Für eine nachhaltige, resultatorientierte Führung ist Vertrauen unerlässlich, weil es die Grundlage für die Beziehung einer Führungskraft für alle Personen in seiner Umwelt ist. Ohne solche Beziehungen kann man nicht führen. Und Führungskräfte, die glauben sie hätten keine Beziehung zu ihren Mitarbeitern nötig, haben auch eine Beziehung – aber eine schlechte!
Nicht selten kommen Führungskräfte ins Coaching, um sich von ihrem Coach Psychotricks zeigen zu lassen, damit ihre Mitarbeiter besser spuren. Dieser ganze Ansatz ist jedoch falsch gedacht, da solche Manipulationen – selbst wenn sie funktionieren würden – bestenfalls zeitlich beschränkt wirken und einen riesigen Schaden erzeugen: Vertrauensverlust. Am Ende verliert die Führungskraft damit jede Wirkung. Vor Coaches, die mit solchen Tricks arbeiten, kann daher nur gewarnt werden!
In einem professionellen Coaching liegt der Fokus daher auf vertrauenswürdigem Verhalten. Dieses muss von einer Führungskraft vorgelebt werden. Gleiches gilt auch für den Coach, da auch die Coaching-Beziehung auf Vertrauen basiert. Die Arbeitsbeziehung zu dem Coach kann daher für die Führungskraft sehr hilfreich sein, um die Wirkung von Vertrauen „an der eigenen Haut“ zu spüren.

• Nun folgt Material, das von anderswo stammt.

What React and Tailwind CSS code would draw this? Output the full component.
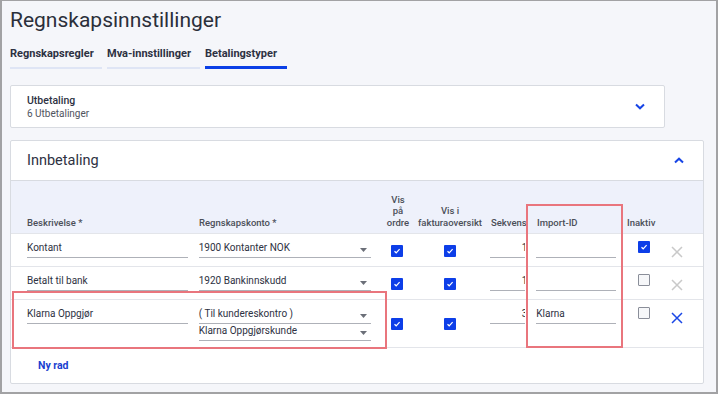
import React from "react";

const F = "font-['Roboto','Liberation_Sans',sans-serif]";

function Check({ checked }) {
  if (checked) {
    return (
      <div className="w-[12px] h-[12px] rounded-[1px] bg-[#0d3ee8] flex items-center justify-center">
        <svg width="8" height="8" viewBox="0 0 8 8">
          <path d="M1.5 4.2 L3.2 5.8 L6.6 2.2" stroke="white" strokeWidth="1.2" fill="none" />
        </svg>
      </div>
    );
  }
  return <div className="w-[12px] h-[12px] rounded-[1px] border-[1.5px] border-[#8a8e99] bg-[#f6f7f9]" />;
}

function XIcon({ active }) {
  return (
    <svg width="12" height="12" viewBox="0 0 12 12">
      <path d="M1 1 L11 11 M11 1 L1 11" stroke={active ? "#1a47e6" : "#c9c9c9"} strokeWidth="1.5" fill="none" />
    </svg>
  );
}

function Input({ value, w, right }) {
  return (
    <div className={`${w} h-[17px] border-b border-[#aeb1b8] text-[10px] leading-[14px] text-[#2d3142] ${right ? "text-right" : ""} whitespace-nowrap`}>
      {value}
    </div>
  );
}

function Select({ value }) {
  return (
    <div className="w-[172px] h-[17px] border-b border-[#aeb1b8] flex items-start justify-between text-[10px] leading-[14px] text-[#2d3142]">
      <span>{value}</span>
      <svg width="7" height="4" viewBox="0 0 7 4" className="mt-[7px] mr-[4px]">
        <path d="M0 0 L7 0 L3.5 4 Z" fill="#6b6f78" />
      </svg>
    </div>
  );
}

function Row({ h, desc, selects, sek, imp, inaktiv, xActive }) {
  return (
    <div className={`flex ${h} border-t border-[#e3e5ea] pl-[16px] pt-[7px]`}>
      <div className="w-[172px]">
        <Input value={desc} w="w-[161px]" />
      </div>
      <div className="w-[181px] flex flex-col">
        {selects.map((s, i) => (
          <Select key={i} value={s} />
        ))}
      </div>
      <div className="w-[36px] flex justify-center self-center -mt-[6px] pr-[1px]">
        <Check checked />
      </div>
      <div className="w-[68px] flex justify-center self-center -mt-[6px] pl-[1px]">
        <Check checked />
      </div>
      <div className="w-[42px] pl-[7px]">
        <div className="w-[35px] overflow-hidden">
          <Input value={sek} w="w-[37px]" right />
        </div>
      </div>
      <div className="w-[101px] pl-[11px]">
        <Input value={imp} w="w-[80px]" />
      </div>
      <div className="w-[36px] pl-[12px]">
        <Check checked={inaktiv} />
      </div>
      <div className="w-[41px] pl-[9px] pt-[5px]">
        <XIcon active={xActive} />
      </div>
    </div>
  );
}

export default function App() {
  return (
    <div className={`${F} relative w-[718px] h-[394px] overflow-hidden bg-[#f5f6fa] border-t border-l-2 border-r-2 border-b-2 border-[#a2a2a4] pl-[8px]`}>
      <div className="pt-[5px] text-[21px] leading-[28px] text-[#2b2f3a]">Regnskapsinnstillinger</div>

      <div className="flex items-end gap-[5px] mt-[13px] text-[11px] font-bold leading-[14px] text-[#2d3142]">
        <div className="w-[92px] pb-[6px] border-b-2 border-[#dfe5f5]">Regnskapsregler</div>
        <div className="w-[93px] pb-[6px] border-b-2 border-[#dfe5f5]">Mva-innstillinger</div>
        <div className="w-[82px] pb-[5px] border-b-[3px] border-[#0b3fe6]">Betalingstyper</div>
      </div>

      <div className="mt-[16px] w-[655px] h-[43px] bg-white border border-[#d8dbe1] rounded-[2px] flex items-center justify-between pl-[16px] pr-[19px]">
        <div className="flex flex-col">
          <span className="text-[10.5px] leading-[13px] font-medium text-[#2d3142]">Utbetaling</span>
          <span className="text-[10px] leading-[13px] text-[#50545e]">6 Utbetalinger</span>
        </div>
        <svg width="10" height="7" viewBox="0 0 10 7">
          <path d="M1 1.5 L5 5.3 L9 1.5" stroke="#1745e6" strokeWidth="2" fill="none" />
        </svg>
      </div>

      <div className="mt-[12px] w-[694px] h-[244px] bg-white border border-[#d8dbe1] rounded-[2px] flex flex-col">
        <div className="h-[40px] flex items-center justify-between pl-[16px] pr-[19px] border-b border-[#d8dbe1]">
          <span className="text-[14.5px] text-[#2d3142]">Innbetaling</span>
          <svg width="10" height="7" viewBox="0 0 10 7">
            <path d="M1 5.5 L5 1.7 L9 5.5" stroke="#1745e6" strokeWidth="2" fill="none" />
          </svg>
        </div>

        <div className="h-[52px] bg-[#eef1fb] flex items-end pl-[16px] pb-[5px] text-[9.5px] leading-[11.5px] font-medium text-[#4b4f58]">
          <div className="w-[172px]">Beskrivelse *</div>
          <div className="w-[181px]">Regnskapskonto *</div>
          <div className="w-[36px] text-center">Vis<br />på<br />ordre</div>
          <div className="w-[68px] text-center">Vis i<br />fakturaoversikt</div>
          <div className="w-[42px] pl-[7px]">
            <div className="w-[35px] overflow-hidden whitespace-nowrap">Sekvens</div>
          </div>
          <div className="w-[101px] pl-[11px]">Import-ID</div>
          <div className="w-[36px]">Inaktiv</div>
        </div>

        <Row h="h-[33px]" desc="Kontant" selects={["1900 Kontanter NOK"]} sek="1" imp="" inaktiv />
        <Row h="h-[33px]" desc="Betalt til bank" selects={["1920 Bankinnskudd"]} sek="1" imp="" />
        <Row h="h-[48px]" desc="Klarna Oppgjør" selects={["( Til kundereskontro )", "Klarna Oppgjørskunde"]} sek="3" imp="Klarna" xActive />

        <div className="flex-1 border-t border-[#e3e5ea] flex items-center pl-[27px]">
          <span className="text-[10.5px] font-bold text-[#1a3fd0]">Ny rad</span>
        </div>
      </div>

      <div className="absolute left-[10px] top-[290px] w-[375px] h-[58px] border-2 border-[#e9757d]" />
      <div className="absolute left-[524px] top-[203px] w-[97px] h-[144px] border-2 border-[#e9757d]" />
    </div>
  );
}
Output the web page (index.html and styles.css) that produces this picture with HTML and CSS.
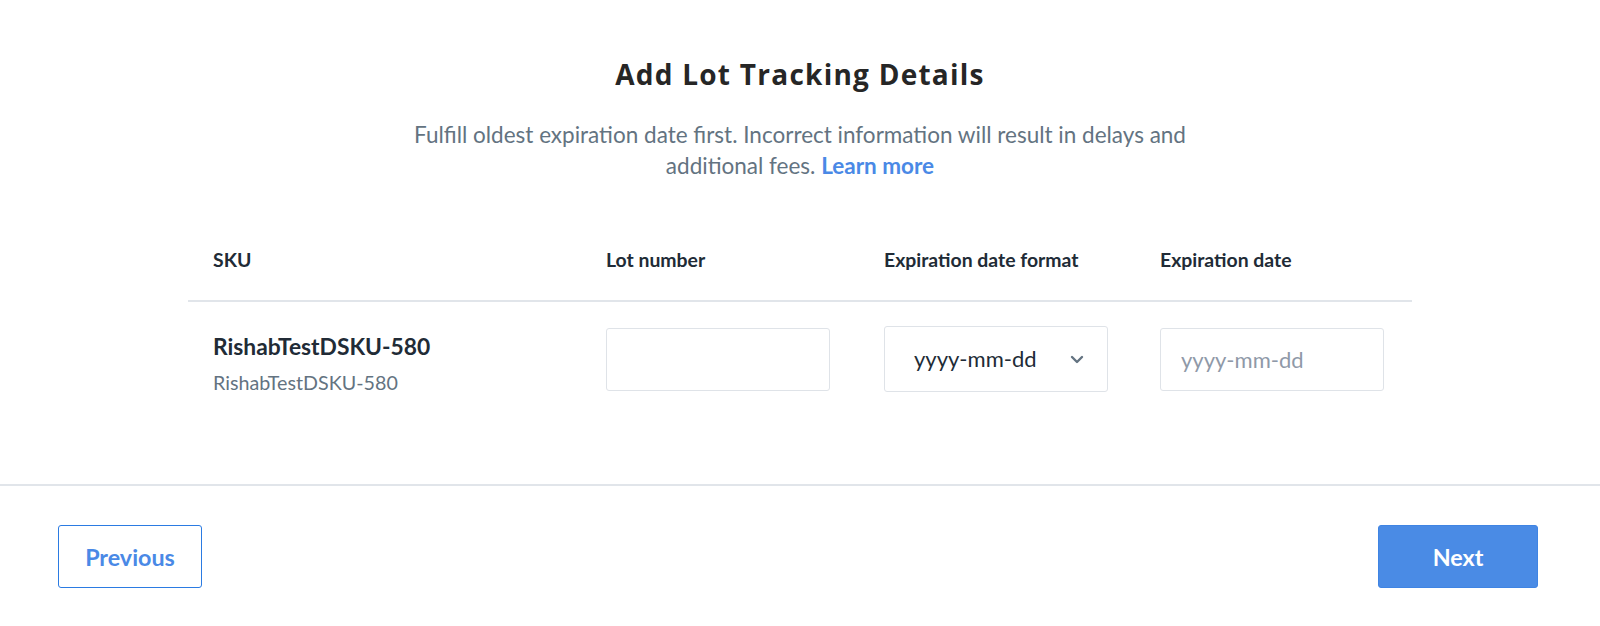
FILE: index.html
```html
<!DOCTYPE html>
<html lang="en">
<head>
<meta charset="utf-8">
<title>Add Lot Tracking Details</title>
<link rel="stylesheet" href="styles.css">
</head>
<body>
<div class="page">
  <main class="content">
    <h1 class="title">Add Lot Tracking Details</h1>
    <p class="subtitle"><span class="sub-line">Fulfill oldest expiration date first. Incorrect information will result in delays and</span><br><span class="sub-line">additional fees.</span> <a class="link" href="#">Learn more</a></p>
    <div class="table">
      <div class="row head">
        <div class="cell c-sku">SKU</div>
        <div class="cell c-lot">Lot number</div>
        <div class="cell c-fmt">Expiration date format</div>
        <div class="cell c-date">Expiration date</div>
      </div>
      <div class="row body">
        <div class="cell c-sku">
          <div class="sku-name">RishabTestDSKU-580</div>
          <div class="sku-sub">RishabTestDSKU-580</div>
        </div>
        <div class="cell c-lot">
          <input class="field" type="text" aria-label="Lot number">
        </div>
        <div class="cell c-fmt">
          <div class="select">
            <span class="select-value">yyyy-mm-dd</span>
            <svg class="chevron" width="14" height="9" viewBox="0 0 14 9" aria-hidden="true"><path d="M2 2 L7 7 L12 2" fill="none" stroke="#637381" stroke-width="2.4" stroke-linecap="round" stroke-linejoin="round"/></svg>
          </div>
        </div>
        <div class="cell c-date">
          <input class="field field-date" type="text" placeholder="yyyy-mm-dd" aria-label="Expiration date">
        </div>
      </div>
    </div>
  </main>
  <footer class="footer">
    <button class="btn btn-secondary" type="button">Previous</button>
    <button class="btn btn-primary" type="button">Next</button>
  </footer>
</div>
</body>
</html>
```

FILE: styles.css
```css
* { box-sizing: border-box; }

html, body {
  margin: 0;
  padding: 0;
  background: #ffffff;
}

body {
  font-family: "Lato", "Liberation Sans", sans-serif;
  color: #212b36;
}

.page {
  width: 1600px;
  height: 626px;
  display: flex;
  flex-direction: column;
}

.content {
  padding-top: 58px;
  display: flex;
  flex-direction: column;
  align-items: center;
  height: 484px;
}

.title {
  margin: 0;
  font-family: "Open Sans", "DejaVu Sans", sans-serif;
  font-weight: 700;
  font-size: 28px;
  line-height: 32px;
  letter-spacing: 1.25px;
  color: #262626;
}

.subtitle {
  margin: 29px 0 0;
  text-align: center;
  font-size: 22.5px;
  line-height: 31px;
  color: #637381;
}

.link {
  color: #4a89e6;
  font-weight: 700;
  text-decoration: none;
}

.table {
  margin-top: 48px;
  width: 1224px;
}

.row {
  display: grid;
  grid-template-columns: 393px 278px 276px 1fr;
}

.row.head {
  padding: 19px 0 28px;
  border-bottom: 2px solid #e1e5ea;
}

.row.head .cell {
  font-size: 19.4px;
  line-height: 24px;
  font-weight: 700;
  color: #212b36;
}

.row.body {
  padding-top: 26px;
  align-items: start;
}

.cell {
  padding-left: 25px;
}

.row.body .c-sku {
  padding-top: 5px;
}

.sku-name {
  font-size: 22.8px;
  line-height: 26px;
  font-weight: 700;
  color: #212b36;
}

.sku-sub {
  margin-top: 13px;
  font-size: 19.7px;
  line-height: 22px;
  color: #637381;
}

.field {
  display: block;
  width: 224px;
  height: 63px;
  margin: 0;
  border: 1px solid #dfe3e8;
  border-radius: 3px;
  background: #ffffff;
  font-family: "Lato", "Liberation Sans", sans-serif;
  font-size: 22px;
  color: #212b36;
  padding: 0 20px;
  outline: none;
}

.field::placeholder {
  color: #8f99a8;
}

.select {
  width: 224px;
  height: 66px;
  margin-top: -2px;
  border: 1px solid #dfe3e8;
  border-radius: 3px;
  display: flex;
  align-items: center;
  justify-content: space-between;
  padding: 0 23px 2px 29px;
}

.select-value {
  font-size: 22px;
  color: #212b36;
}

.chevron {
  display: block;
  margin-top: 2px;
}

.footer {
  border-top: 2px solid #e1e5ea;
  padding: 39px 62px 0 58px;
  display: flex;
  justify-content: space-between;
  align-items: flex-start;
}

.btn {
  height: 63px;
  border-radius: 3px;
  font-family: "Lato", "Liberation Sans", sans-serif;
  font-size: 23.3px;
  font-weight: 700;
  cursor: pointer;
  padding: 0;
}

.btn-secondary {
  width: 144px;
  background: #ffffff;
  border: 1px solid #2b7be2;
  color: #4a89e6;
}

.btn-primary {
  width: 160px;
  background: #4a8be5;
  border: 1px solid #3f84e3;
  color: #ffffff;
}
```
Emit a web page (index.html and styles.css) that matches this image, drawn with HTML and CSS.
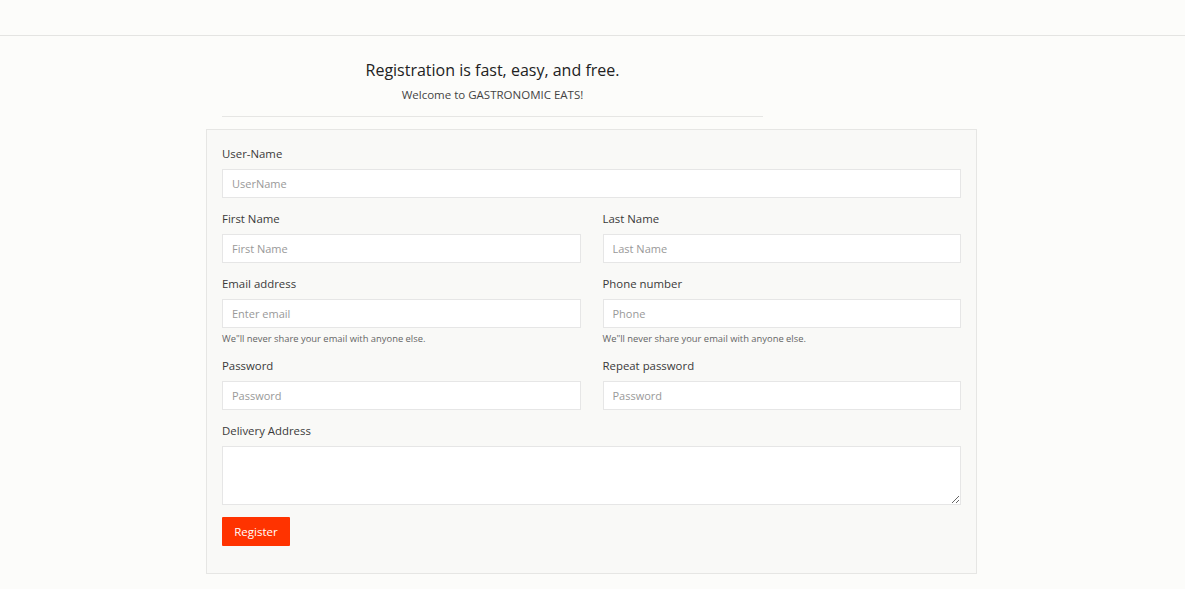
FILE: index.html
```html
<!DOCTYPE html>
<html>
<head>
<meta charset="utf-8">
<link rel="stylesheet" href="styles.css">
</head>
<body>
<header class="topbar"></header>
<main class="page">
  <div class="intro">
    <h1 class="title">Registration is fast, easy, and free.</h1>
    <p class="subtitle">Welcome to GASTRONOMIC EATS!</p>
    <hr class="rule">
  </div>
  <form class="card">
    <div class="field">
      <label class="label">User-Name</label>
      <input class="input" type="text" placeholder="UserName">
    </div>
    <div class="row">
      <div class="field">
        <label class="label">First Name</label>
        <input class="input" type="text" placeholder="First Name">
      </div>
      <div class="field">
        <label class="label">Last Name</label>
        <input class="input" type="text" placeholder="Last Name">
      </div>
    </div>
    <div class="row">
      <div class="field">
        <label class="label">Email address</label>
        <input class="input" type="text" placeholder="Enter email">
        <small class="help">We"ll never share your email with anyone else.</small>
      </div>
      <div class="field">
        <label class="label">Phone number</label>
        <input class="input" type="text" placeholder="Phone">
        <small class="help">We"ll never share your email with anyone else.</small>
      </div>
    </div>
    <div class="row">
      <div class="field">
        <label class="label">Password</label>
        <input class="input" type="password" placeholder="Password">
      </div>
      <div class="field">
        <label class="label">Repeat password</label>
        <input class="input" type="password" placeholder="Password">
      </div>
    </div>
    <div class="field">
      <label class="label">Delivery Address</label>
      <textarea class="input area"></textarea>
    </div>
    <button class="btn" type="button">Register</button>
  </form>
</main>
</body>
</html>
```

FILE: styles.css
```css
* { box-sizing: border-box; }
html, body { margin: 0; padding: 0; }
body {
  background: #fcfcfa;
  font-family: "Open Sans", "Noto Sans", sans-serif;
  color: #333;
  height: 589px;
  overflow: hidden;
}
.topbar {
  height: 36px;
  border-bottom: 1px solid #e4e4e2;
}
.page {
  width: 771px;
  margin-left: 206px;
}
.intro {
  width: 557px;
  padding-left: 16px;
  padding-top: 23px;
  text-align: center;
}
.title {
  margin: 0;
  font-size: 16px;
  font-weight: 400;
  line-height: 22px;
  color: #222;
}
.subtitle {
  margin: 5px 0 0;
  font-size: 11.5px;
  line-height: 18px;
  color: #444;
}
.rule {
  margin: 12px 0 12px;
  border: 0;
  border-top: 1px solid #e6e6e4;
}
.card {
  background: #f9f9f7;
  border: 1px solid #e6e6e4;
  padding: 15px 15px 27px;
  display: flex;
  flex-direction: column;
}
.row {
  display: flex;
  gap: 22px;
}
.row .field { flex: 1; }
.field {
  display: flex;
  flex-direction: column;
  margin-bottom: 12px;
}
.label {
  font-size: 11.4px;
  line-height: 18px;
  color: #3a3a3a;
  margin-bottom: 6px;
}
.input {
  height: 29px;
  border: 1px solid #e6e6e6;
  background: #fff;
  padding: 0 9px;
  font-family: inherit;
  font-size: 11px;
  color: #333;
  outline: none;
}
.input::placeholder { color: #999; }
.area {
  height: 59px;
  resize: vertical;
}
.help {
  font-size: 9.4px;
  line-height: 14px;
  color: #666;
  margin-top: 4px;
  margin-bottom: -1px;
}
.btn {
  align-self: flex-start;
  width: 68px;
  height: 29px;
  background: #ff3300;
  color: #fff;
  border: 0;
  border-radius: 1px;
  font-family: inherit;
  font-size: 11.5px;
  cursor: pointer;
}
```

Soziale Kompetenz hat viele Facetten!
Die soziale Kompetenz von Führungskräften zeigt sich in vielen unterschiedlichen Fähigkeiten und ist für die professionelle Führung von Mitarbeitern unersetzlich. Im Business-Coaching können Manager lernen, ihre sozialen Fähigkeiten zu verbessern. Dies führt nicht nur zu besseren Arbeitsbeziehungen, sondern trägt auch zum Unternehmensergebnis bei.